Over the years, a few candidates have stood out because they didn’t just apply; they showed me how they thought. One made a short video about the value she could add to realestate.com, back when video applications were almost unheard of. It showed creativity, confidence and genuine passion for the brand.

Another documented her journey moving countries and how she used Rome2Rio for every leg of the trip. That insight told me two things: she was resourceful and she truly understood the product from a customer’s point of view.

Those examples stuck with me because they weren’t about experience. They were about mindset. These candidates found ways to demonstrate curiosity and initiative before they’d even joined the team.

The Red Flags of a Corporate Mindset

Startups aren’t for everyone, and that’s okay. But I’ve learned to look out for candidates who rely too heavily on structure or hierarchy.

People coming from large, established organisations often struggle when the guardrails disappear. When I interview, I ask situational questions to see how candidates respond to ambiguity:

● How do you handle conflicting priorities?

● What do you do when you disagree with your manager?

● Tell me about a time you had to make progress without clear direction.

Their answers tell me a lot about how they’ll cope in a fast-moving environment. The people who thrive in startups don’t wait to be told what to do. They figure it out as they go.

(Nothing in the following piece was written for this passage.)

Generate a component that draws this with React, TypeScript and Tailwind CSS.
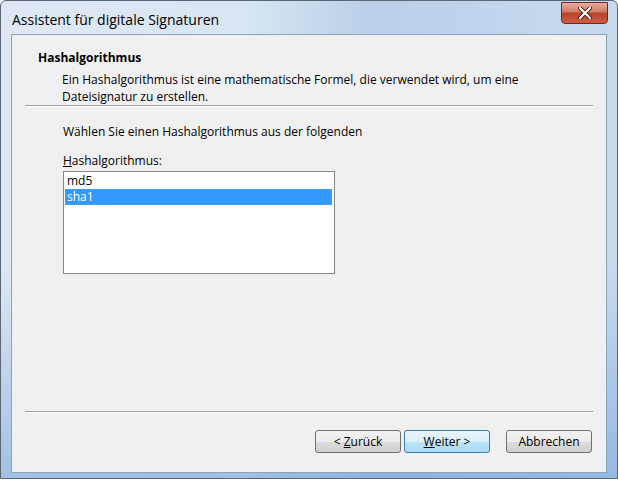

Learn Fast, Don’t Fail Fast

If I had to give one piece of advice to someone joining a startup for the first time, it would be this: get involved.

The best people I’ve worked with are the ones who throw themselves in, ask questions and take the time to understand how the whole business works, not just their bit of it.

Startups are full of people who are open to explaining what they do. Even if you have no background in something like data or product, asking questions gives you a better appreciation for how it all connects. That curiosity is how you learn fast, not fail fast.

Experience helps, but adaptability wins. Startups grow because of people who are curious, creative and brave enough to take initiative before being asked.

The best hires don’t wait for the playbook, they help write it.